(Recorded data)
********************

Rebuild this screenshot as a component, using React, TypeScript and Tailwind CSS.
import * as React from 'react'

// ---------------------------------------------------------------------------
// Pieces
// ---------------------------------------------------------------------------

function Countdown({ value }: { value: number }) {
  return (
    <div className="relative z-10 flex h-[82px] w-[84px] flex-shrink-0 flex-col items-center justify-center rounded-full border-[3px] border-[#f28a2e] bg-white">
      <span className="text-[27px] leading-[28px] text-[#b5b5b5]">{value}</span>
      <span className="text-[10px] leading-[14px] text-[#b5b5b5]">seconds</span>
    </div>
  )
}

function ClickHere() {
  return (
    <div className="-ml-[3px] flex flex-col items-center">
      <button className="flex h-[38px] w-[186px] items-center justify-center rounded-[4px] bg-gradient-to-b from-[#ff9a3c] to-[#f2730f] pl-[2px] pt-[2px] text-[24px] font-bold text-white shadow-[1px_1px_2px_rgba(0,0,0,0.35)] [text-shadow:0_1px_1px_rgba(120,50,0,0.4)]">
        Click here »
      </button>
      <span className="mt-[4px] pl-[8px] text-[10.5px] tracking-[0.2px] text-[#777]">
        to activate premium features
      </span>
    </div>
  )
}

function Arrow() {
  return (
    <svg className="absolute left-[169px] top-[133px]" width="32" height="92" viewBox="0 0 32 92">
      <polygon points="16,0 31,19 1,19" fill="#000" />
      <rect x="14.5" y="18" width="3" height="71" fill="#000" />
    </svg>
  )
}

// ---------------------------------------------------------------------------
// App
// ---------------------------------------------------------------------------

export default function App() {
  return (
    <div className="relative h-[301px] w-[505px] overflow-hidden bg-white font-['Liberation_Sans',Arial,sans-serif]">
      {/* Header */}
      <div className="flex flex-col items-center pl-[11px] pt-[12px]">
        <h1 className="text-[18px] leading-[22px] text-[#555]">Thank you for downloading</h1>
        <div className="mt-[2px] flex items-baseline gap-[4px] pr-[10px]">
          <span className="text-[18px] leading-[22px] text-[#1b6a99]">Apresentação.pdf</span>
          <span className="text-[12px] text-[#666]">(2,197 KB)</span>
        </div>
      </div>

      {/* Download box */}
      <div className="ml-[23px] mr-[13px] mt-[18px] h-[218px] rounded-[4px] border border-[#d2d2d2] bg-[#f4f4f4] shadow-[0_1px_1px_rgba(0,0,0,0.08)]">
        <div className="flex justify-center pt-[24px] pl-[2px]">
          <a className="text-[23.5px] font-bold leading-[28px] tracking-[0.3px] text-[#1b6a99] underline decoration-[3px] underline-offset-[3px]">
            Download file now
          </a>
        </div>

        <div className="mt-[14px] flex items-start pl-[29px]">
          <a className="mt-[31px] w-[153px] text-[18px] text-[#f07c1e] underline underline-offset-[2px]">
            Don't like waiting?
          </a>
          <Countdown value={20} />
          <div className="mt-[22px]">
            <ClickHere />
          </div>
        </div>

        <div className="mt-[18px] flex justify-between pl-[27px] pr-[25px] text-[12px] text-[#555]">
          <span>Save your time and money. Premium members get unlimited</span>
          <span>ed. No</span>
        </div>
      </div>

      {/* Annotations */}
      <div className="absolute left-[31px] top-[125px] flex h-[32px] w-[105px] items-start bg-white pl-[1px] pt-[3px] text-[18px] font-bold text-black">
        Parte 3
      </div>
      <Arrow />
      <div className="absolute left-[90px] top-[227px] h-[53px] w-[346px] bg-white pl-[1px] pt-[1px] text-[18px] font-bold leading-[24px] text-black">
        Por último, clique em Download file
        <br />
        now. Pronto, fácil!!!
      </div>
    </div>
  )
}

********************

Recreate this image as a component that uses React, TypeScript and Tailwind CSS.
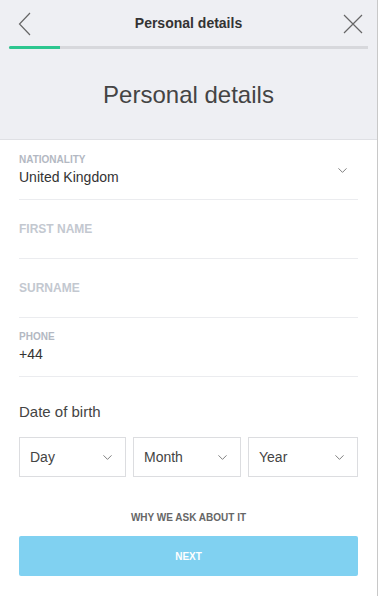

********************

(Instructions to follow) Select every line of the records holding the string "component".

(The solution)
Rebuild this screenshot as a component, using React, TypeScript and Tailwind CSS.
Recreate this image as a component that uses React, TypeScript and Tailwind CSS.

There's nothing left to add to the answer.